Mit Hitchcock die Filmkarriereleiter hinaufgeklettert
Mit ihrer neuen Rolle als Fürstin von Monaco gab die am 12. November 1929 in Philadelphia geborene amerikanische Schauspielerin ihre kometenhafte Karriere auf, was dem fürstlichen Hollywoodstar nicht einfach fiel. Denn mit nur 25 Jahren gehörte die strenge Schönheit bereits zu Amerikas großen Charakterdarstellerinnen.
Auch wenn es der Film «Mogambo» mit Clark Gable unter der Regie von John Ford war, der sie bekannt machte, war es dennoch der Meister der Spannung, Alfred Hitchcock, der sie in den Rang eines Mythos stellte.

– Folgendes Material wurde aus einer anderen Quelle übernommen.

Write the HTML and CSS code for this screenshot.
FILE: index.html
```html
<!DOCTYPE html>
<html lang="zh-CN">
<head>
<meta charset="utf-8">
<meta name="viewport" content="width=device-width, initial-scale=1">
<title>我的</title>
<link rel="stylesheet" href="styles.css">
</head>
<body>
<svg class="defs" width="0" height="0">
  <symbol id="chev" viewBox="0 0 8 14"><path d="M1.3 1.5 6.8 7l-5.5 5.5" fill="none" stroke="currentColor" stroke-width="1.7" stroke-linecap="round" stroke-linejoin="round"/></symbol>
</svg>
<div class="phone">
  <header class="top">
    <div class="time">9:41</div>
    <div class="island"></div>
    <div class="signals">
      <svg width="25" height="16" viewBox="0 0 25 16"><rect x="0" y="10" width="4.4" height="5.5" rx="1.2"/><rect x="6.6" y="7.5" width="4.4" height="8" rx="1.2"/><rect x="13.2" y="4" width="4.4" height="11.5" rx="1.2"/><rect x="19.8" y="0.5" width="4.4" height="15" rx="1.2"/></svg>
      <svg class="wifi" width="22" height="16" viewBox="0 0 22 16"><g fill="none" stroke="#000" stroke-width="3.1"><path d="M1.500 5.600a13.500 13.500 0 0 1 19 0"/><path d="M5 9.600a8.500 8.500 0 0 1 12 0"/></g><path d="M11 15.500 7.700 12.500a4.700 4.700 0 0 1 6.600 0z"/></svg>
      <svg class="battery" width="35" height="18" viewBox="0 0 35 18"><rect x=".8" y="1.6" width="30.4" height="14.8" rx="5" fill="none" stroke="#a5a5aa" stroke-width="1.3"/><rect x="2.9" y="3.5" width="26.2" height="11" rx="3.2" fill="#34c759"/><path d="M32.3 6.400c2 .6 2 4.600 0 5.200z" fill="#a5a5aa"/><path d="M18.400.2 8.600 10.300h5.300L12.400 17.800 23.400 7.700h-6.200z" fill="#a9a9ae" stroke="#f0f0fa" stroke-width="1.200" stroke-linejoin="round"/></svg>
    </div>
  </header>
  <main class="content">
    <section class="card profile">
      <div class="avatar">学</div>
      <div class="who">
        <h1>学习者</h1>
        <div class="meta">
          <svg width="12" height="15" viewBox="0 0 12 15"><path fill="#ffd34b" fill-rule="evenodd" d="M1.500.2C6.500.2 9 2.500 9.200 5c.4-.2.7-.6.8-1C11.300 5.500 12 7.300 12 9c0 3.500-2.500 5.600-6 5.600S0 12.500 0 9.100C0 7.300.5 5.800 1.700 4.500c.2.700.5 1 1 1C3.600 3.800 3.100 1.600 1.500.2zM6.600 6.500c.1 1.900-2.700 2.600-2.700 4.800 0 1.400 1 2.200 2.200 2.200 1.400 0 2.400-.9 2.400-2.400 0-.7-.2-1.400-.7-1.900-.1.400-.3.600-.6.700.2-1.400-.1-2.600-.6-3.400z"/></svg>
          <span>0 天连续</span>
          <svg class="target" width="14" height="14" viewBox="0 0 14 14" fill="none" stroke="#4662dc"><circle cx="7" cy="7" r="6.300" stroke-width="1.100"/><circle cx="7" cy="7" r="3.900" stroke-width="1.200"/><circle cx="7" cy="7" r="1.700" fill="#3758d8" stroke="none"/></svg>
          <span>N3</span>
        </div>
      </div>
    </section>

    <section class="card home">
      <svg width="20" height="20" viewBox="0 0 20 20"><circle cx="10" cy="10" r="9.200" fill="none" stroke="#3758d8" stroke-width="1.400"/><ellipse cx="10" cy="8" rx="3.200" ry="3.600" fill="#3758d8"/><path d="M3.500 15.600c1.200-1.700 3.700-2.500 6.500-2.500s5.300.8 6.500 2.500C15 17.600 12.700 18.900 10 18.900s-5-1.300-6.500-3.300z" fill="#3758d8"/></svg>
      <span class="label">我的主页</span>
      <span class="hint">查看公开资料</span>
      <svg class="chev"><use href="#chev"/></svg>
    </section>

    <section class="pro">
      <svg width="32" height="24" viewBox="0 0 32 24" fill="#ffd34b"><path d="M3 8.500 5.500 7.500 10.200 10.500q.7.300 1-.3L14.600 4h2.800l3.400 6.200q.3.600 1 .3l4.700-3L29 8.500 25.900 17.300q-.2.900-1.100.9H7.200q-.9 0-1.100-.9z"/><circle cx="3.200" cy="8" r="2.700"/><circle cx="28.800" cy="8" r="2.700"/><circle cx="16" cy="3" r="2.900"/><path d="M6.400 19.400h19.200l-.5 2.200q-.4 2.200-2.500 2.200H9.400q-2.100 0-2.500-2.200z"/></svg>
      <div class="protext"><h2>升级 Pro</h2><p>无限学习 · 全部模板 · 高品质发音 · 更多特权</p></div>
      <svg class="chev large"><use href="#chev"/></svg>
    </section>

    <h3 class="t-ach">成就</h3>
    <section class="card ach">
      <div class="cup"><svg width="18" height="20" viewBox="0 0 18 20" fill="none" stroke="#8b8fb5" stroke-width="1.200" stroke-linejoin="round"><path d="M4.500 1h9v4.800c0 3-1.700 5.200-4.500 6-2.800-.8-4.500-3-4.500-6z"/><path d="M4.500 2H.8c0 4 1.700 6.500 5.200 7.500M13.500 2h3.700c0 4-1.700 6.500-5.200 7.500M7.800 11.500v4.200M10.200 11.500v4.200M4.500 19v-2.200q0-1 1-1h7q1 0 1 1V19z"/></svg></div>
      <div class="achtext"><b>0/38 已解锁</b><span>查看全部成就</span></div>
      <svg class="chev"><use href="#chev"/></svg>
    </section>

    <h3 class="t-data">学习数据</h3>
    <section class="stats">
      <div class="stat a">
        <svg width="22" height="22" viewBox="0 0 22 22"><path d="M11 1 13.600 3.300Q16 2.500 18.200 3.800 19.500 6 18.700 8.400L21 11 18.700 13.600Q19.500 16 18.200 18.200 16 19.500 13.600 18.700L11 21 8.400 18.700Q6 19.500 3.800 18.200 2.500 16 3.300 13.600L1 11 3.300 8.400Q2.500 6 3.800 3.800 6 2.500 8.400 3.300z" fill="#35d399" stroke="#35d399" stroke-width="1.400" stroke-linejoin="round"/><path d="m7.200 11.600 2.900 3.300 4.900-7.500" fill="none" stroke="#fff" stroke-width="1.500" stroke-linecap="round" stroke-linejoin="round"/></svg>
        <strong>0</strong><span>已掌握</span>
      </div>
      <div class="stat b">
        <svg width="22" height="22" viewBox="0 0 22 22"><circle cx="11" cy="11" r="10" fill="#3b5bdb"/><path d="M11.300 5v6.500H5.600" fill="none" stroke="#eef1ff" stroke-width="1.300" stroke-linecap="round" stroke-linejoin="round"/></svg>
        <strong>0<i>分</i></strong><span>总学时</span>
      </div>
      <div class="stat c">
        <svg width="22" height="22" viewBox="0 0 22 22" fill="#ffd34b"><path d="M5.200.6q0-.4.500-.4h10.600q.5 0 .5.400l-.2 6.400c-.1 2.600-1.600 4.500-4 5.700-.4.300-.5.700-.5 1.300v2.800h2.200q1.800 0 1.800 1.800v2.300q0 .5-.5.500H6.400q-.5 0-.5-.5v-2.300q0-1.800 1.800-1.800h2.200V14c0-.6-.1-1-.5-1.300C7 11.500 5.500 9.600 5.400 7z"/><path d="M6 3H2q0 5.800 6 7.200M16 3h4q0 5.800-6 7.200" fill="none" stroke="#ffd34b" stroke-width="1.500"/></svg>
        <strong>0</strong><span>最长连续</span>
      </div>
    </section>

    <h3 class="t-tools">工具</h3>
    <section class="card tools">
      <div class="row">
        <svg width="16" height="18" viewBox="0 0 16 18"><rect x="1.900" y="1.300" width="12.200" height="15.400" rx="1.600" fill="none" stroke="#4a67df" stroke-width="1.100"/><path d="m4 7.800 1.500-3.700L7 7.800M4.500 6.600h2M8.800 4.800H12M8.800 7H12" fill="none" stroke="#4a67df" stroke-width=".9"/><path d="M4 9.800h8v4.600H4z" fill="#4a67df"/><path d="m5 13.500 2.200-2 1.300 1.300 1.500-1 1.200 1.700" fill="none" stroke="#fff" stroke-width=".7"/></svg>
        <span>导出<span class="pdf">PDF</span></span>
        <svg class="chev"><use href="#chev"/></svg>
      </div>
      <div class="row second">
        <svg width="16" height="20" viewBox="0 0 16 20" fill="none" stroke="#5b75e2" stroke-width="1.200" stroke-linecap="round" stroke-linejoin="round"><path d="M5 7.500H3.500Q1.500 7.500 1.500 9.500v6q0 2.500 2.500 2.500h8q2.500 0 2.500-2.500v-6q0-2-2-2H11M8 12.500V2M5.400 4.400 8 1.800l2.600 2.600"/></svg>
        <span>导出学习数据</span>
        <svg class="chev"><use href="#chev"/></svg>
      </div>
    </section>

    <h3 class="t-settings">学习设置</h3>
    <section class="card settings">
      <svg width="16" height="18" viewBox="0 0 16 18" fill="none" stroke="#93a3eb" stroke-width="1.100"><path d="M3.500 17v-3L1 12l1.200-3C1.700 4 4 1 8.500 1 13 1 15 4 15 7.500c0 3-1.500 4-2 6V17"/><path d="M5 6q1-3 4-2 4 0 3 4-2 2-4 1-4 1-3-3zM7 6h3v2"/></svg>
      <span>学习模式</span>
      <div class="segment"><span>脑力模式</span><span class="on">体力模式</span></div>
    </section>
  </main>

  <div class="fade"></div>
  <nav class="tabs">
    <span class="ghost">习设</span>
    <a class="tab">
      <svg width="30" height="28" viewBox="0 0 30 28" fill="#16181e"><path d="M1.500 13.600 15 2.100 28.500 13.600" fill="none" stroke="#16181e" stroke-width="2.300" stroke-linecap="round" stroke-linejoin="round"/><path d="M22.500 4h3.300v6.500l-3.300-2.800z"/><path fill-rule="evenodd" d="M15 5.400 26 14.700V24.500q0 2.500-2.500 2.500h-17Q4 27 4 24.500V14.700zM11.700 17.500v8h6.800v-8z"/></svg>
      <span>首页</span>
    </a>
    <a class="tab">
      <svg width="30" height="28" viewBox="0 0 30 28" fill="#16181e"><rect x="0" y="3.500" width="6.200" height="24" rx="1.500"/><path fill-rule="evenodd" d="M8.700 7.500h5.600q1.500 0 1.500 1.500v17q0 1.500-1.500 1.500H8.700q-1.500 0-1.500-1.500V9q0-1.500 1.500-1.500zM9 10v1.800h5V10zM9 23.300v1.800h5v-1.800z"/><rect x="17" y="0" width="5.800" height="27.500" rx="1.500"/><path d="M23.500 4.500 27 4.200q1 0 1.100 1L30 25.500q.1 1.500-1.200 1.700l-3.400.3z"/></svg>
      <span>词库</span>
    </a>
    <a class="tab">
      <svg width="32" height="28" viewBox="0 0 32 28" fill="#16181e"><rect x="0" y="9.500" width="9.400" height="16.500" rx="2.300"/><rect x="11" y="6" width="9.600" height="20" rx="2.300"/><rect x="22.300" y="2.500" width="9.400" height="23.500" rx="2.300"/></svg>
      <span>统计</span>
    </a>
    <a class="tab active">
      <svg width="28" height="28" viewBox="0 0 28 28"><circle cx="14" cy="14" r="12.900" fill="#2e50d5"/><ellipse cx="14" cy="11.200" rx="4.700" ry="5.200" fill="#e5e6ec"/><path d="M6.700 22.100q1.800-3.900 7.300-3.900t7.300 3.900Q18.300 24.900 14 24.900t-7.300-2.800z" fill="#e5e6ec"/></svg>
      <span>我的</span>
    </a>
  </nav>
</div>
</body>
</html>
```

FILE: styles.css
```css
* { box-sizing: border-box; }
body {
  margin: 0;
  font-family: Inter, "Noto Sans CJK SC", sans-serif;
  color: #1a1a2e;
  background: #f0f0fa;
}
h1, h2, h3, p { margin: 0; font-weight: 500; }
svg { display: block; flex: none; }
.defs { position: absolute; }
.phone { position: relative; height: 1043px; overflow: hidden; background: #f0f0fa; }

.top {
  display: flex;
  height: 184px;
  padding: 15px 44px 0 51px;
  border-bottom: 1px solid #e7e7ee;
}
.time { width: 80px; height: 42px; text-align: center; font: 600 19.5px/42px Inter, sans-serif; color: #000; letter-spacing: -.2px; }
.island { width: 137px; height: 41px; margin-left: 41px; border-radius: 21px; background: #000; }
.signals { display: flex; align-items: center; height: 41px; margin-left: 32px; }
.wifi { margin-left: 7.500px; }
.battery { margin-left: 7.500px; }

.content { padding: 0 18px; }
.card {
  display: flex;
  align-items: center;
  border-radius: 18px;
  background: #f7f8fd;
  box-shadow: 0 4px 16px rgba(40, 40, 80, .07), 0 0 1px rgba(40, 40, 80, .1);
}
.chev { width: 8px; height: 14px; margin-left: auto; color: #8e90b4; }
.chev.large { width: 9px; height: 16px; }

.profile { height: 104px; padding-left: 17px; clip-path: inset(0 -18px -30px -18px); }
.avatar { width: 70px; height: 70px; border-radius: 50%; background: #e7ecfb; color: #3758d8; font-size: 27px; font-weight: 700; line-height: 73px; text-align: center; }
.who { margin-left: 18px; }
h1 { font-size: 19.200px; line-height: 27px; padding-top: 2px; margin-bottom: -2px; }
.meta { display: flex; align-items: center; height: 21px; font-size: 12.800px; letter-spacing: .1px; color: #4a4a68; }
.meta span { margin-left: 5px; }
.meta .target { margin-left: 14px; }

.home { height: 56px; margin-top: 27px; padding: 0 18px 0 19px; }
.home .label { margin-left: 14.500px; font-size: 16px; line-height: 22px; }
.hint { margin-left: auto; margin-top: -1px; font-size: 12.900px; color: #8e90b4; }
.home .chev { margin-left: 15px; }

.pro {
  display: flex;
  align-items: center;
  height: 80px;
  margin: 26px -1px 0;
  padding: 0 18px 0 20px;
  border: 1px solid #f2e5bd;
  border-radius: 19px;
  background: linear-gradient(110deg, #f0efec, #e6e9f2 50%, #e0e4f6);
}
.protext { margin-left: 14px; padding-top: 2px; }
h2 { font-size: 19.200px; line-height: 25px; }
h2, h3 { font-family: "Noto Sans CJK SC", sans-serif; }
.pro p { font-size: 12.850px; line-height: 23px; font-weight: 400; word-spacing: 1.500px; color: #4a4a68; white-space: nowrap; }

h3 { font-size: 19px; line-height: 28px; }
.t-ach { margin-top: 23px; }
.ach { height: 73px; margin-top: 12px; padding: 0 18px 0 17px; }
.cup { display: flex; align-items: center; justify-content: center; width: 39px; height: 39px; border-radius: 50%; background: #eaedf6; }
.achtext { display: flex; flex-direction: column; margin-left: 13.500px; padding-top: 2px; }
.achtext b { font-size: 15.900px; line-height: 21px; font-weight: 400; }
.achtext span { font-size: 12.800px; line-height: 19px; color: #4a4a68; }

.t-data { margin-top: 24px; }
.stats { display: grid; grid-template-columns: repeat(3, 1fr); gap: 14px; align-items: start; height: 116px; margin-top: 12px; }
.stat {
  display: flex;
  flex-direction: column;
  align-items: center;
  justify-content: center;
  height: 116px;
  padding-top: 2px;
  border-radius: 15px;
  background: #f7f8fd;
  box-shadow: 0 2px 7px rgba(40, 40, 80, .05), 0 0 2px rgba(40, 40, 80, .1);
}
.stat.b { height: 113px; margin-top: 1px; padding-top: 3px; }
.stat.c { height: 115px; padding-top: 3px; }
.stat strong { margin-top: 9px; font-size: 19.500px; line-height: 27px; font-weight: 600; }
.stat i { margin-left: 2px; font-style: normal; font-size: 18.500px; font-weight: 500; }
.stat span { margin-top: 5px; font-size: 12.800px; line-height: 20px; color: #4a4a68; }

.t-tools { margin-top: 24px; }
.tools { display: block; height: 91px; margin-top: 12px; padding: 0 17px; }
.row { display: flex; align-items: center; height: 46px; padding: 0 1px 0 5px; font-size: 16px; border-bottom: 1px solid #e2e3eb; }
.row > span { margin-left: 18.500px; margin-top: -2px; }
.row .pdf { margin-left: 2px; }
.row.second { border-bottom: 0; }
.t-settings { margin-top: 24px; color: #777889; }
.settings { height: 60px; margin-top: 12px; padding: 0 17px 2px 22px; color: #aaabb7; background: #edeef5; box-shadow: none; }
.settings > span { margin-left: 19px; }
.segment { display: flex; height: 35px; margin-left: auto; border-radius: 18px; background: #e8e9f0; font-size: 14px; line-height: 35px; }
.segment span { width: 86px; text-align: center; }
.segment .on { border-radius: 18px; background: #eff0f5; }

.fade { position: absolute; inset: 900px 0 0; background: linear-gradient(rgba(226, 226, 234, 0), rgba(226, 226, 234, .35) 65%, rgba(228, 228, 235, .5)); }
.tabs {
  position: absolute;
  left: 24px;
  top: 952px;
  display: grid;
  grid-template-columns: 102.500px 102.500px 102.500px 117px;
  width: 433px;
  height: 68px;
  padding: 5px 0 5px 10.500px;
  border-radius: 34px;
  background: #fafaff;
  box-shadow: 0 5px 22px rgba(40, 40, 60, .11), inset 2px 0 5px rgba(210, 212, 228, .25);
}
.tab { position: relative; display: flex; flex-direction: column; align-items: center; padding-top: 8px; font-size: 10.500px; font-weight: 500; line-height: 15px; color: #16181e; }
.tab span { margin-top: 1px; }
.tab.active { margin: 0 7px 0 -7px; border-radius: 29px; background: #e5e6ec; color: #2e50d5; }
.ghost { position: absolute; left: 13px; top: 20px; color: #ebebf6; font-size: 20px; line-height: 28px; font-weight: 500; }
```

Seine Filme «Das Fenster zum Hof» (1954), «Bei Anruf Mord» (1954) und «Über den Dächern von Nizza» (1955) machten sie zum gefeierten Star.
Mit erst 25 Jahren gewann sie einen Oscar für ihre Rolle in dem Filmdrama «Ein Mädchen vom Lande» von George Seaton. Und mit nur 26 schlüpfte sie wohl in eine ihrer schwierigsten Rollen, die der Fürstin Gracia Patricia von Monaco, die sie bis zu ihrem Tod allerdings perfekt spielte.